>> start RECORDED DATA

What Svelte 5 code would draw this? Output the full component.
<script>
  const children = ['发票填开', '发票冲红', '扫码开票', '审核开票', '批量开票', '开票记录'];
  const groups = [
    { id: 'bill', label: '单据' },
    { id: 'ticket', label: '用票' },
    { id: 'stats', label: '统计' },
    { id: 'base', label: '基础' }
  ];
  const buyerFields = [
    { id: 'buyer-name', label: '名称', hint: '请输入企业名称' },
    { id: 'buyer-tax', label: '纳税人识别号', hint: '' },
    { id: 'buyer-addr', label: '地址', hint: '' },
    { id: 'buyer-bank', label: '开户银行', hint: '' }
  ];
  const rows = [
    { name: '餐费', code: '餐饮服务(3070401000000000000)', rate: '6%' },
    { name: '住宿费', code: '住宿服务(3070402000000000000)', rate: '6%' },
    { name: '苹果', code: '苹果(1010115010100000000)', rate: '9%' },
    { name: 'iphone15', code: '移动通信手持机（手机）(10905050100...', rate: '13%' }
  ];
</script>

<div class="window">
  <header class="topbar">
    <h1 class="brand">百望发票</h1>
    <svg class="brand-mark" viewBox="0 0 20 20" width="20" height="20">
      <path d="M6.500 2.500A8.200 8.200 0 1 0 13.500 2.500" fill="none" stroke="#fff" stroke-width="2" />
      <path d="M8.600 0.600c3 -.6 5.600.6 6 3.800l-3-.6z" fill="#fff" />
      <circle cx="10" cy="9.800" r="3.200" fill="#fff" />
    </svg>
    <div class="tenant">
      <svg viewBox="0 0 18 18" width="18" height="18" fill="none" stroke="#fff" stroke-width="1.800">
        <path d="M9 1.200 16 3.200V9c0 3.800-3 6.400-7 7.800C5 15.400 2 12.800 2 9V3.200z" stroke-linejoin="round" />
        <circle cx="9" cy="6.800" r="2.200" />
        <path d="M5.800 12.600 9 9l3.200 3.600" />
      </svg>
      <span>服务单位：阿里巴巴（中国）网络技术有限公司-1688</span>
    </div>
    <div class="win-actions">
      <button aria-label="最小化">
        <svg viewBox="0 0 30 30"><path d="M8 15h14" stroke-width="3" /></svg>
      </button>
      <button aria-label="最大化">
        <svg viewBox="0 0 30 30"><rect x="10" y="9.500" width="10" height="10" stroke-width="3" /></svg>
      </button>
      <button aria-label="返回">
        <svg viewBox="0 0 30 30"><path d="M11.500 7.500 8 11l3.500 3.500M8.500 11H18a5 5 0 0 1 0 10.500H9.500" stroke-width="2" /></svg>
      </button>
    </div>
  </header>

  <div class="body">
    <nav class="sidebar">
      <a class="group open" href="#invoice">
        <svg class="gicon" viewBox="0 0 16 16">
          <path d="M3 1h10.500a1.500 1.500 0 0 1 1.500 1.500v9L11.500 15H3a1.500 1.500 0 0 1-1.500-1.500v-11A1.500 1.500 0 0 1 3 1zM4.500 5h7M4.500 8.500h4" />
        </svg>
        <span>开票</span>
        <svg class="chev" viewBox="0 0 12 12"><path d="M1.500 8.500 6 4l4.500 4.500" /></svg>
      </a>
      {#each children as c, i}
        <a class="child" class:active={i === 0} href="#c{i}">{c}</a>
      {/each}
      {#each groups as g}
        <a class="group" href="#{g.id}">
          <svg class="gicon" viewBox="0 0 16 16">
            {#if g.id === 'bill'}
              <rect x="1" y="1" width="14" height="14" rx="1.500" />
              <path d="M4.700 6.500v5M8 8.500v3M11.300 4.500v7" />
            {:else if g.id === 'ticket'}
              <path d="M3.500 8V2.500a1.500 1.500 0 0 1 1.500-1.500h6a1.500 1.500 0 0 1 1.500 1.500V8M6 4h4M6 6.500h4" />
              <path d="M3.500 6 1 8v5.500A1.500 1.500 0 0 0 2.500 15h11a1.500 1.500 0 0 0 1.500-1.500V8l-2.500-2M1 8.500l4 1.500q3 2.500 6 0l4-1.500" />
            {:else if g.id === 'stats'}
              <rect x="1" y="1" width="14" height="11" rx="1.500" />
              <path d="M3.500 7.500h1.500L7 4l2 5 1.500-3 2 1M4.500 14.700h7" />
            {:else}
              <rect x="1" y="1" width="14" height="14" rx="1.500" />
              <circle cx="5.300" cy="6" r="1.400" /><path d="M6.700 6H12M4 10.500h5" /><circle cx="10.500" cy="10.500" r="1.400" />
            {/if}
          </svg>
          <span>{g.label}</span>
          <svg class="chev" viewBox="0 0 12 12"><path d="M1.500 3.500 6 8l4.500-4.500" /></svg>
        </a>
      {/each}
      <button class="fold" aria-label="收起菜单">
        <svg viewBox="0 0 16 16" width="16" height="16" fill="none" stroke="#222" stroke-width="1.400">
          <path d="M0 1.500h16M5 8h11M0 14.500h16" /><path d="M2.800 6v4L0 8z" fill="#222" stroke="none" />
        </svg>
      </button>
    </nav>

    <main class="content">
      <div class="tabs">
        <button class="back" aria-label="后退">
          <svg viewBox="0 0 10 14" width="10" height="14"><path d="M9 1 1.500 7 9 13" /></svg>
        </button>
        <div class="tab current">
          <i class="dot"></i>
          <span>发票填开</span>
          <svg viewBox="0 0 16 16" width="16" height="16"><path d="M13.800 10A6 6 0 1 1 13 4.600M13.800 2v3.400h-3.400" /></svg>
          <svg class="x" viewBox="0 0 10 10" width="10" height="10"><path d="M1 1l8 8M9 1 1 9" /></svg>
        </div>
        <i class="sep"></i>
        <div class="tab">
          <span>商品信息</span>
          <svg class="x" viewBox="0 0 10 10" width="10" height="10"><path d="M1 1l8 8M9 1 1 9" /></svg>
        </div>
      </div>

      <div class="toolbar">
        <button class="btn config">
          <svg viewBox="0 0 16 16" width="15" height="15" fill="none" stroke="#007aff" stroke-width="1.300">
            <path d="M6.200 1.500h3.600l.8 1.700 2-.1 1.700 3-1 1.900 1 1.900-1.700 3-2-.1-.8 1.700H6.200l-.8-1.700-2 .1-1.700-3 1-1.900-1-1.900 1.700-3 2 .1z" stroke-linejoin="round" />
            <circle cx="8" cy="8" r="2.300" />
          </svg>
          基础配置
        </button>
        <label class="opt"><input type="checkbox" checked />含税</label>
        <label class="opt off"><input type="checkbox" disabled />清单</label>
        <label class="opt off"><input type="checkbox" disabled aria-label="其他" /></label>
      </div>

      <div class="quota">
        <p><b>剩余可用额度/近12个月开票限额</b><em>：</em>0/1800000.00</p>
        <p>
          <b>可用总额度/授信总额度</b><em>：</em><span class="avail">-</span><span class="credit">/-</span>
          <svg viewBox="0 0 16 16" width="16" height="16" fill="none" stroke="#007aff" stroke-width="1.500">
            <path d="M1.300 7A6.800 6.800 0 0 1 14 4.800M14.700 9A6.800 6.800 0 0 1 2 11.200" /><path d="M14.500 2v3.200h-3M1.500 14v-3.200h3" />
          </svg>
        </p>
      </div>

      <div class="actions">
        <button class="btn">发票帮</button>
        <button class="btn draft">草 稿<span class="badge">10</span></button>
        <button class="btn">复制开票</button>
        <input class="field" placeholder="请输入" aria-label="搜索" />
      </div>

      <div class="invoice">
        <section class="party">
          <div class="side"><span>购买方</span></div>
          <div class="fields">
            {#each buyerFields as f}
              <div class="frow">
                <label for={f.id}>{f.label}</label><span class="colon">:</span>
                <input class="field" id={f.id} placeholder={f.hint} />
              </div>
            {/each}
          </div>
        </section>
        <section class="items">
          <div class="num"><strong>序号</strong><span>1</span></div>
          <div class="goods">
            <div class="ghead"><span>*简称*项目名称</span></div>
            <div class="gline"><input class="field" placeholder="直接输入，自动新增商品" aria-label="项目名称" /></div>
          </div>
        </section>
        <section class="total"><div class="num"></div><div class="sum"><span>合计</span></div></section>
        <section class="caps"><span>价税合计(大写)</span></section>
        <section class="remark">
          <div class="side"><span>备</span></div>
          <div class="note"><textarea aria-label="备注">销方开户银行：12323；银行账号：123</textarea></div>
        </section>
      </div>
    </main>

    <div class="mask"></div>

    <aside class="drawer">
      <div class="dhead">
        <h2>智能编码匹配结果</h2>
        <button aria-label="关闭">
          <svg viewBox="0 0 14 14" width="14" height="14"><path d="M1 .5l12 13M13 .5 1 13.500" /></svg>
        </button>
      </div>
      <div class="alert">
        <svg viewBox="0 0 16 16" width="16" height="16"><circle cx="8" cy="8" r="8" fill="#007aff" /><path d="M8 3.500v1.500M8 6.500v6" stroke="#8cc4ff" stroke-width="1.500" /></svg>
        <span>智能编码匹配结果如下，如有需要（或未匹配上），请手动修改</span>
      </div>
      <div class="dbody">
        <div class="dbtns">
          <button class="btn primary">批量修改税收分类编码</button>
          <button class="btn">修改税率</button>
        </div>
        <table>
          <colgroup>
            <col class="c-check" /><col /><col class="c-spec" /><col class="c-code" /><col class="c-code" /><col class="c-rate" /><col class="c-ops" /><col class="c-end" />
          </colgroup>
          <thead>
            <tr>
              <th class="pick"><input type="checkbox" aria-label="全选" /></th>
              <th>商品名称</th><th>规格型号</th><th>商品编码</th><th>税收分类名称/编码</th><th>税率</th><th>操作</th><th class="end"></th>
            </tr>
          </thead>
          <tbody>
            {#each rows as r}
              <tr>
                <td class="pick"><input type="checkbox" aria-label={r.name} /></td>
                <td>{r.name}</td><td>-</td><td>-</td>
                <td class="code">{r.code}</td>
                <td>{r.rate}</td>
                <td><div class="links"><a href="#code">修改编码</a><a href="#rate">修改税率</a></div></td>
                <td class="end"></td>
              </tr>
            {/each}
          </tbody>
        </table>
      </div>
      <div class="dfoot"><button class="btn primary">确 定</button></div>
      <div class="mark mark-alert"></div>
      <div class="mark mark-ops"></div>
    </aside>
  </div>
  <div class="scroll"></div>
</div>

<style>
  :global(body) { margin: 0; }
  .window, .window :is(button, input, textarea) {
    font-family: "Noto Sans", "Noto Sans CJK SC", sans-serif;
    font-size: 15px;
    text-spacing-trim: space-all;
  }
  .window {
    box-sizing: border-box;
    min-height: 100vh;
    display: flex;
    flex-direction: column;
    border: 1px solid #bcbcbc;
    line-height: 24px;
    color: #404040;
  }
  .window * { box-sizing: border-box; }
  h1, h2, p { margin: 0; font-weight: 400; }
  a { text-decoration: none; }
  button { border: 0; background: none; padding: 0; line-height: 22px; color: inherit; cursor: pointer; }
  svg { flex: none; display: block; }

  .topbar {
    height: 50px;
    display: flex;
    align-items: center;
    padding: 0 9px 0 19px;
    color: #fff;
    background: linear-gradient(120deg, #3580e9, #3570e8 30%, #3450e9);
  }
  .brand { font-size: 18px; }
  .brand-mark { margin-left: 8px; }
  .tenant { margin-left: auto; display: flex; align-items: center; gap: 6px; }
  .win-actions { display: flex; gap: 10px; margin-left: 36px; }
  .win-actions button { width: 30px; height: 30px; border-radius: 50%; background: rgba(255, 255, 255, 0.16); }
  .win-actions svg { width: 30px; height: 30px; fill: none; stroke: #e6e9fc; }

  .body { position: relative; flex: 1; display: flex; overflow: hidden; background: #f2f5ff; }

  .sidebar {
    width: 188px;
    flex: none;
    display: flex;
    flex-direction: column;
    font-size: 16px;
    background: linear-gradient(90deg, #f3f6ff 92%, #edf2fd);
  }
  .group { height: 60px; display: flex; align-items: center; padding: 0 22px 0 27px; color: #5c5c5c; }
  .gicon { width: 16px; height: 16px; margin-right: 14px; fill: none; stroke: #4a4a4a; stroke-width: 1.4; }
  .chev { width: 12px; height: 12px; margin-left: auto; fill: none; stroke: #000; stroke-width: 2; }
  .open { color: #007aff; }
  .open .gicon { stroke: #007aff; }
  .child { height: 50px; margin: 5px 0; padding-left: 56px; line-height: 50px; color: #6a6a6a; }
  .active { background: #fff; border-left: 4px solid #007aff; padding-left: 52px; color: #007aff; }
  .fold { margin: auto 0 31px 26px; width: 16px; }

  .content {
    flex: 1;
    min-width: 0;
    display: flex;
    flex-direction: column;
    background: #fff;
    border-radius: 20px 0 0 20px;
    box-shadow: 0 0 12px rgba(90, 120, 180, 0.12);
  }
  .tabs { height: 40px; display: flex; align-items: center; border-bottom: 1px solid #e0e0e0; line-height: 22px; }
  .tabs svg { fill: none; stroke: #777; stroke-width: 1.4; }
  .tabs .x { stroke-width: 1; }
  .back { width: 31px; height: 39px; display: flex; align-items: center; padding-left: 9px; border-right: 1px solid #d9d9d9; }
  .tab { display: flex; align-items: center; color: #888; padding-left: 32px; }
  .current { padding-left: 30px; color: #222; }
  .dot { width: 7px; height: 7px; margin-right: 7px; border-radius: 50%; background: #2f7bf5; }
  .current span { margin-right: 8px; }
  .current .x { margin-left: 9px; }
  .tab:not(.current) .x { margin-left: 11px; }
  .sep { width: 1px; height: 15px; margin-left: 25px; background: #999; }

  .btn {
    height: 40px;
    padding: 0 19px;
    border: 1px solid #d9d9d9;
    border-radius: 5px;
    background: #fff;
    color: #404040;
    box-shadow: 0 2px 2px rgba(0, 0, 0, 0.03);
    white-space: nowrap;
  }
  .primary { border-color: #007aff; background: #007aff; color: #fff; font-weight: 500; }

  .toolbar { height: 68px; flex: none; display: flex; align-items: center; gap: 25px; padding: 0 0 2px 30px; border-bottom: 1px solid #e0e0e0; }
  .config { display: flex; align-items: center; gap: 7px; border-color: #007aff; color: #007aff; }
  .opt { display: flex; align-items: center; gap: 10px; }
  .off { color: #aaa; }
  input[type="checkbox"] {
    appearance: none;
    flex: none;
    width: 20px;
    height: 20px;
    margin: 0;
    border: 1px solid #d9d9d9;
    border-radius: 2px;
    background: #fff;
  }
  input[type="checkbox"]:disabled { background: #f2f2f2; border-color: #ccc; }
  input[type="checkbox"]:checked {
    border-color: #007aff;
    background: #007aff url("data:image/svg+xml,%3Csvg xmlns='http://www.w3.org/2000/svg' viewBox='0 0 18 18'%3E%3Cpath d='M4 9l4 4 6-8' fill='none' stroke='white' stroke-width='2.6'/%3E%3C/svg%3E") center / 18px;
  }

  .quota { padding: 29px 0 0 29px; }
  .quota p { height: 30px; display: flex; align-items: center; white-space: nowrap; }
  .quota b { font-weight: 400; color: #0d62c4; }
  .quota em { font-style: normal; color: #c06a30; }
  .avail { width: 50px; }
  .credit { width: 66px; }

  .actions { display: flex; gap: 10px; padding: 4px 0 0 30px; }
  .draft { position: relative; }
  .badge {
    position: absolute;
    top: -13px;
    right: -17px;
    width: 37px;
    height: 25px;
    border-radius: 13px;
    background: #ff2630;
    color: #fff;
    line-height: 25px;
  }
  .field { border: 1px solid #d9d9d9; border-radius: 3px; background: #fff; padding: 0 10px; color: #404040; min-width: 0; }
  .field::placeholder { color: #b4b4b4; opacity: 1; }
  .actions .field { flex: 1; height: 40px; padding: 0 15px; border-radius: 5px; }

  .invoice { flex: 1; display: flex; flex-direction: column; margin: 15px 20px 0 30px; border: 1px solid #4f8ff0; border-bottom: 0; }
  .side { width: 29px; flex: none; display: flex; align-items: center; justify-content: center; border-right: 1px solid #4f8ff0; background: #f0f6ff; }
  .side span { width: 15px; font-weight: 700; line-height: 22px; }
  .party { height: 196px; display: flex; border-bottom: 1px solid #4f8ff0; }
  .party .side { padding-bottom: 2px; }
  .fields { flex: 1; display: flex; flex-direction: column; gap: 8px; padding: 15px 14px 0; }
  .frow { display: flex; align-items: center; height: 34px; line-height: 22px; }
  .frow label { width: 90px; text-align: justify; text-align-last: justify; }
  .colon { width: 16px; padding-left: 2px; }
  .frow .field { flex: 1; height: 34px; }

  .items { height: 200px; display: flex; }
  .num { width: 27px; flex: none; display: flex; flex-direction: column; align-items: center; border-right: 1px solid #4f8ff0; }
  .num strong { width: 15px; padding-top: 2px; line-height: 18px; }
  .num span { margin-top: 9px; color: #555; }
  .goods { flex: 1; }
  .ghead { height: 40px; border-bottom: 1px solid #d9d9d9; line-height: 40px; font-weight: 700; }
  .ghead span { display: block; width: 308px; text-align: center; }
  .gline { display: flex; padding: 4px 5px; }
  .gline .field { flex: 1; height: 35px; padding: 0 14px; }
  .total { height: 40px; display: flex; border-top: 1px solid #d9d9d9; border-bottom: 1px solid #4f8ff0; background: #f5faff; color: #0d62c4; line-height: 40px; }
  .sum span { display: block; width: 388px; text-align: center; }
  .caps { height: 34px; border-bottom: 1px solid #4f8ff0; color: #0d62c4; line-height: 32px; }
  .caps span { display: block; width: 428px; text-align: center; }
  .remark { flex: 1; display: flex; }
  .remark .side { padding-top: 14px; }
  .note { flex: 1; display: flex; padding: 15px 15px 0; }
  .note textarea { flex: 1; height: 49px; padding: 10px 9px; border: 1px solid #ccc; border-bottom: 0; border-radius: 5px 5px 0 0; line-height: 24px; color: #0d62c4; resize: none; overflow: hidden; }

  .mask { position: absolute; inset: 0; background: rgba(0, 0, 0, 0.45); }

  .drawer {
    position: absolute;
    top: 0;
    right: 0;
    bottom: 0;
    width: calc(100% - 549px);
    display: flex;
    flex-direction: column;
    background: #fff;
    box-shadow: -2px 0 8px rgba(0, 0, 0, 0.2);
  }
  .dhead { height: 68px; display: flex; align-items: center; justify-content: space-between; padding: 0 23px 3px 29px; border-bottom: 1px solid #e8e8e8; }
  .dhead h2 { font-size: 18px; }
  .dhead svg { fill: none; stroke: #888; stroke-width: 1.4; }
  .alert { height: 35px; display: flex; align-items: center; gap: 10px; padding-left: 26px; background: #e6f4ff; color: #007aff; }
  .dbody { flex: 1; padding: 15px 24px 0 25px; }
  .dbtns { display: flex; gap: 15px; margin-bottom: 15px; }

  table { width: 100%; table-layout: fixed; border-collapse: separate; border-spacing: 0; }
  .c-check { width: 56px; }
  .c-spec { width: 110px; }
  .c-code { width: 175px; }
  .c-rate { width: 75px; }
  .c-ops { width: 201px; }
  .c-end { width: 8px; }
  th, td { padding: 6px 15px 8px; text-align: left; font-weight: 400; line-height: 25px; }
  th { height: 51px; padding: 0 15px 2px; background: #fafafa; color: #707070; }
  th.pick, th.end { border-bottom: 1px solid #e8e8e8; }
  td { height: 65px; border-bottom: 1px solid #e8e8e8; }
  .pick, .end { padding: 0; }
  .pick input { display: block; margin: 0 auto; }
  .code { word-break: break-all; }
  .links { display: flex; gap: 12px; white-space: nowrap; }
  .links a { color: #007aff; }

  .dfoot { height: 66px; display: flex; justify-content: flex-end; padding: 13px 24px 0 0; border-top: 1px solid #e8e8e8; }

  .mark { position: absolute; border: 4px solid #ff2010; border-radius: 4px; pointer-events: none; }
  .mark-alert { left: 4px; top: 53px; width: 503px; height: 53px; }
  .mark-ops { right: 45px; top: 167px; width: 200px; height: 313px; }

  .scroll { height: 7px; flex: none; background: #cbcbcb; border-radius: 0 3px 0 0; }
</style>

>> end RECORDED DATA

## GIVEN EXERCISE
Look through the material and copy each line that has "code".

## EXPECTED ANSWER
What Svelte 5 code would draw this? Output the full component.
    { name: '餐费', code: '餐饮服务(3070401000000000000)', rate: '6%' },
    { name: '住宿费', code: '住宿服务(3070402000000000000)', rate: '6%' },
    { name: '苹果', code: '苹果(1010115010100000000)', rate: '9%' },
    { name: 'iphone15', code: '移动通信手持机（手机）(10905050100...', rate: '13%' }
            <col class="c-check" /><col /><col class="c-spec" /><col class="c-code" /><col class="c-code" /><col class="c-rate" /><col class="c-ops" /><col class="c-end" />
                <td class="code">{r.code}</td>
                <td><div class="links"><a href="#code">修改编码</a><a href="#rate">修改税率</a></div></td>
  .c-code { width: 175px; }
  .code { word-break: break-all; }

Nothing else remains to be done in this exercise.